WHAT TO DO.
Leave out every picture, then transcribe the rest of the listing exactly.

RECORDED INFORMATION.
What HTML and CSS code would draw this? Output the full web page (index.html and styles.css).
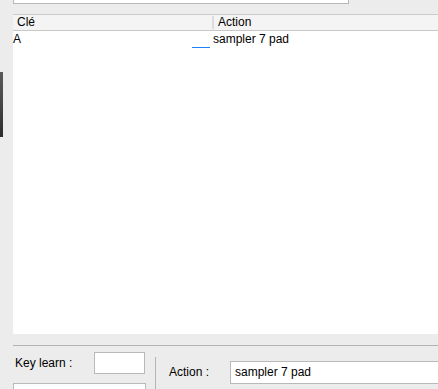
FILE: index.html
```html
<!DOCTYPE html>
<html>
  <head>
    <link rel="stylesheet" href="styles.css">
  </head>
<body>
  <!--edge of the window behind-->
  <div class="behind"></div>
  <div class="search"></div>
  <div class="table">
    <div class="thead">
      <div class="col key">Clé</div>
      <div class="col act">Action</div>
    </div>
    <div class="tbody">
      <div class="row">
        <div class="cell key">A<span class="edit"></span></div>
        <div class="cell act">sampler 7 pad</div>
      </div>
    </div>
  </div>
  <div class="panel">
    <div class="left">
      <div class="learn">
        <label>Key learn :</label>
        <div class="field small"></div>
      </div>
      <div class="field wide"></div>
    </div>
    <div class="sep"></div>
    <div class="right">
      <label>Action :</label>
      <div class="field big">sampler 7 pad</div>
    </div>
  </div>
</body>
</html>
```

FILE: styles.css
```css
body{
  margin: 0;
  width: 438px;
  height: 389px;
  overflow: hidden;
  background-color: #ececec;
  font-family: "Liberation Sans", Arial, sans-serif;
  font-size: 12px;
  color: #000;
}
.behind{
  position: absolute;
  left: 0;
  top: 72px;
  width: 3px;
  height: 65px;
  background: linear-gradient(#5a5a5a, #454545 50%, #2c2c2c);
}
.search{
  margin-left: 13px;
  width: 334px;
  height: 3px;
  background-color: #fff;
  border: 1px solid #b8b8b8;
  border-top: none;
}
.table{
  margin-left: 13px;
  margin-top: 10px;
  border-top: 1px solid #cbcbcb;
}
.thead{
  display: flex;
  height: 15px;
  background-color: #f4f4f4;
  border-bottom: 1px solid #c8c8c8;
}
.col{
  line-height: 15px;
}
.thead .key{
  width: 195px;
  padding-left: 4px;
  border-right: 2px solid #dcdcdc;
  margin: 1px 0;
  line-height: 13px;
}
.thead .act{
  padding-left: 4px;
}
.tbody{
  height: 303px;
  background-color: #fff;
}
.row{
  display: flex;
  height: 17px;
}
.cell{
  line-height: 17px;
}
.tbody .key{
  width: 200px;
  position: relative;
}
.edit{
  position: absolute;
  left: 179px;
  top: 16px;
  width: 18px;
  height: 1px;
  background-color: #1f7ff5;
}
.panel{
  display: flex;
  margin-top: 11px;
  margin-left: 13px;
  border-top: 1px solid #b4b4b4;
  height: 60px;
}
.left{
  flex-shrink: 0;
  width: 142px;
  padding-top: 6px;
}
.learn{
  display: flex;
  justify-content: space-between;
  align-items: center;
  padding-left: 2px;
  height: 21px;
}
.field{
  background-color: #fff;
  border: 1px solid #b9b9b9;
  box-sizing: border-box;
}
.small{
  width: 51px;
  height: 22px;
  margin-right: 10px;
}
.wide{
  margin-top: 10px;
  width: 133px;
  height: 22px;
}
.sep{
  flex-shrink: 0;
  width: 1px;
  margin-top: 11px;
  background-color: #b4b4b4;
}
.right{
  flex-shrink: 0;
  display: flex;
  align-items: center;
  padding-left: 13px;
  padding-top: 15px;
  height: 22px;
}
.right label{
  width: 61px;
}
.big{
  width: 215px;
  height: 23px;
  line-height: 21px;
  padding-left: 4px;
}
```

TASK RESULT.
What HTML and CSS code would draw this? Output the full web page (index.html and styles.css).
FILE: index.html
```html
<!DOCTYPE html>
<html>
  <head>
    <link rel="stylesheet" href="styles.css">
  </head>
<body>
  <!--edge of the window behind-->
  <div class="behind"></div>
  <div class="search"></div>
  <div class="table">
    <div class="thead">
      <div class="col key">Clé</div>
      <div class="col act">Action</div>
    </div>
    <div class="tbody">
      <div class="row">
        <div class="cell key">A<span class="edit"></span></div>
        <div class="cell act">sampler 7 pad</div>
      </div>
    </div>
  </div>
  <div class="panel">
    <div class="left">
      <div class="learn">
        <label>Key learn :</label>
        <div class="field small"></div>
      </div>
      <div class="field wide"></div>
    </div>
    <div class="sep"></div>
    <div class="right">
      <label>Action :</label>
      <div class="field big">sampler 7 pad</div>
    </div>
  </div>
</body>
</html>
```

FILE: styles.css
```css
body{
  margin: 0;
  width: 438px;
  height: 389px;
  overflow: hidden;
  background-color: #ececec;
  font-family: "Liberation Sans", Arial, sans-serif;
  font-size: 12px;
  color: #000;
}
.behind{
  position: absolute;
  left: 0;
  top: 72px;
  width: 3px;
  height: 65px;
  background: linear-gradient(#5a5a5a, #454545 50%, #2c2c2c);
}
.search{
  margin-left: 13px;
  width: 334px;
  height: 3px;
  background-color: #fff;
  border: 1px solid #b8b8b8;
  border-top: none;
}
.table{
  margin-left: 13px;
  margin-top: 10px;
  border-top: 1px solid #cbcbcb;
}
.thead{
  display: flex;
  height: 15px;
  background-color: #f4f4f4;
  border-bottom: 1px solid #c8c8c8;
}
.col{
  line-height: 15px;
}
.thead .key{
  width: 195px;
  padding-left: 4px;
  border-right: 2px solid #dcdcdc;
  margin: 1px 0;
  line-height: 13px;
}
.thead .act{
  padding-left: 4px;
}
.tbody{
  height: 303px;
  background-color: #fff;
}
.row{
  display: flex;
  height: 17px;
}
.cell{
  line-height: 17px;
}
.tbody .key{
  width: 200px;
  position: relative;
}
.edit{
  position: absolute;
  left: 179px;
  top: 16px;
  width: 18px;
  height: 1px;
  background-color: #1f7ff5;
}
.panel{
  display: flex;
  margin-top: 11px;
  margin-left: 13px;
  border-top: 1px solid #b4b4b4;
  height: 60px;
}
.left{
  flex-shrink: 0;
  width: 142px;
  padding-top: 6px;
}
.learn{
  display: flex;
  justify-content: space-between;
  align-items: center;
  padding-left: 2px;
  height: 21px;
}
.field{
  background-color: #fff;
  border: 1px solid #b9b9b9;
  box-sizing: border-box;
}
.small{
  width: 51px;
  height: 22px;
  margin-right: 10px;
}
.wide{
  margin-top: 10px;
  width: 133px;
  height: 22px;
}
.sep{
  flex-shrink: 0;
  width: 1px;
  margin-top: 11px;
  background-color: #b4b4b4;
}
.right{
  flex-shrink: 0;
  display: flex;
  align-items: center;
  padding-left: 13px;
  padding-top: 15px;
  height: 22px;
}
.right label{
  width: 61px;
}
.big{
  width: 215px;
  height: 23px;
  line-height: 21px;
  padding-left: 4px;
}
```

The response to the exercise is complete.